W2W: Language-Model-Based Trajectory Prediction with Reinforcement Learning
Abstract
Pedestrian trajectory prediction is crucial for applications such as autonomous driving and social robots. Recently, language model (LM)–based trajectory prediction has offered both prediction accuracy and interpretability. However, the L2 loss commonly used in trajectory prediction cannot be directly applied to LM optimization, resulting in degraded prediction performance. Moreover, current LM-based trajectory prediction methods lack explicit expressions of social interactions, and their scene descriptions are overly simplistic, making it challenging to impose practical scene constraints. To address these issues, we propose Write-to-Walk (W2W).
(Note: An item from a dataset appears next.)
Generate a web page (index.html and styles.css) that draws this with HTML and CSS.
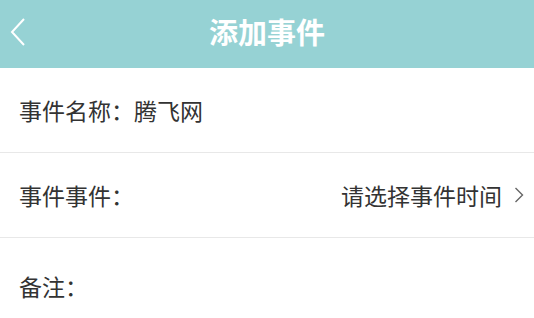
FILE: index.html
```html
<!DOCTYPE html>
<html lang="zh-CN">
<head>
    <meta charset="UTF-8">
    <meta name="viewport" content="width=device-width, initial-scale=1.0">
    <title>添加事件</title>
    <link rel="stylesheet" href="styles.css">
</head>
<body>
    <header class="nav-bar">
        <a class="back-btn" href="#">
            <svg width="18" height="30" viewBox="0 0 18 30">
                <path d="M15 2 L3 15 L15 28" fill="none" stroke="#fff" stroke-width="2"/>
            </svg>
        </a>
        <h1 class="nav-title">添加事件</h1>
    </header>

    <div class="form">
        <div class="form-row">
            <span class="label">事件名称：</span>
            <span class="value">腾飞网</span>
        </div>
        <div class="form-row">
            <span class="label">事件事件：</span>
            <span class="picker">
                请选择事件时间
                <svg class="arrow" width="10" height="18" viewBox="0 0 10 18">
                    <path d="M1.5 2 L8.5 9 L1.5 16" fill="none" stroke="#666" stroke-width="1.4"/>
                </svg>
            </span>
        </div>
        <div class="form-row note-row">
            <span class="label">备注：</span>
        </div>
    </div>
</body>
</html>
```

FILE: styles.css
```css
body {
    margin: 0;
    font-family: "Noto Sans CJK SC", "Noto Sans", sans-serif;
    background-color: #fff;
    color: #333;
}
.nav-bar {
    position: relative;
    height: 68px;
    background-color: #96d2d4;
    display: flex;
    align-items: center;
    justify-content: center;
}
.back-btn {
    position: absolute;
    left: 9px;
    top: 17px;
    display: block;
    line-height: 0;
}
.nav-title {
    margin: 0 0 6px;
    color: #fff;
    font-size: 29px;
    font-weight: bold;
}
.form-row {
    display: flex;
    align-items: center;
    height: 84px;
    padding: 0 10px 0 19px;
    border-bottom: 1px solid #e8e8e8;
    font-size: 23px;
}
.picker {
    margin-left: auto;
    display: flex;
    align-items: center;
}
.arrow {
    margin-left: 12px;
}
.note-row {
    align-items: flex-start;
    height: 80px;
    box-sizing: border-box;
    padding-top: 31px;
    border-bottom: none;
}
```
First, we construct a pedestrian trajectory dataset with explicit interaction semantics and generate parsable prompts based on observed trajectories and interaction cues (companion/following/obstacle), alleviating the lack of interaction semantics in prompts. Afterward, a T5-Small backbone is trained in a two-stage manner: (1) Full-parameter supervised fine-tuning with cross-entropy loss for language learning, endowing W2W with the capability for formatted question answering; (2) Reinforcement Learning (RL) to optimize W2W, where a reward function that integrates ADE error and off-road penalties strengthens scene constraints, producing future trajectories consistent with the scene context and further improving prediction accuracy. Experiments on the benchmarking datasets (ETH/UCY and SDD) demonstrate that W2W outperforms LM-based prediction methods on ADE/FDE metrics and achieves competitive results compared with SOTA trajectory prediction methods. Meanwhile, the interpretability of LMs further enhances W2W’s prospects for deployment in safety-critical domains, such as autonomous driving.